Verdacht der Zugehörigkeit zu einer radikalislamischen Bewegung rechtfertigt nicht unbedingt eine Kündigung
LAG Niedersachsen 12.3.2018, 15 Sa 319/17Der Kläger war seit dem 1.9.2008 bei der beklagten Volkswagen AG als Montagewerker beschäftigt. Er war zur Kontrolle und Grenzfahndung ausgeschrieben, weil der Verdacht bestand, er wolle sich dem militanten "Jihad" anschließen. Eine am 28.12.2014 beabsichtigte Flugreise des Klägers nach Istanbul wurde deshalb von der Bundespolizei unterbunden. In der Folge wurde dem Kläger der Reisepass entzogen. Die hiergegen gerichtete Klage hatte vor dem Verwaltungsgericht keinen Erfolg (VG Braunschweig, Urt. v. 7.9.2016 - 5 A 99/15).

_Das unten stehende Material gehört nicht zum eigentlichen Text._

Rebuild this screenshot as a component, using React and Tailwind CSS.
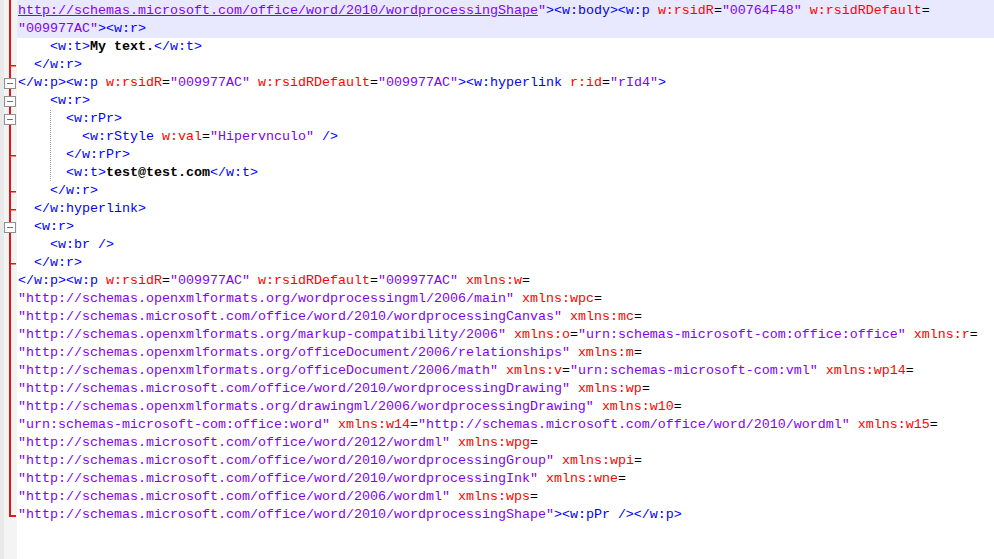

Die Beklagte kündigte in der Folge das Arbeitsverhältnis fristlos, hilfsweise fristgerecht, weil durch das Verhalten des Klägers der Betriebsfrieden und die Sicherheit im Unternehmen gefährdet seien. Im Januar dieses Jahres hat der Kläger einen neuen Reisepass ausgestellt erhalten.
Das Arbeitsgericht hat die Kündigungsschutzklage abgewiesen; das LAG hat ihr stattgegeben, wegen der grundsätzlichen Bedeutung der Sache allerdings die Revision zum BAG zugelassen.
Die Gründe:
Die Beklagte hat das Arbeitsverhältnis mit dem Kläger nicht wirksam gekündigt.
Der bloße Verdacht einer Zugehörigkeit zur radikal militanten "Jihad-Bewegung" und der damit begründete präventive Entzug des Reisepasses sind als Grund für die Kündigung eines Arbeitsverhältnisses nicht ohne weiteres ausreichend. Nur bei einer konkreten Störung des Arbeitsverhältnisses sind solche Umstände als Kündigungsgründe geeignet.
Die Beklagte hat eine solche konkrete Störung aber nicht aufgezeigt. Sie hat auch keinen dringenden Verdacht dargelegt, dass der Kläger den Frieden oder die Sicherheit im Betrieb stören könnte. Rein außerdienstliche Umstände können die Kündigung eines Arbeitsverhältnisses weder fristlos noch fristgemäß rechtfertigen.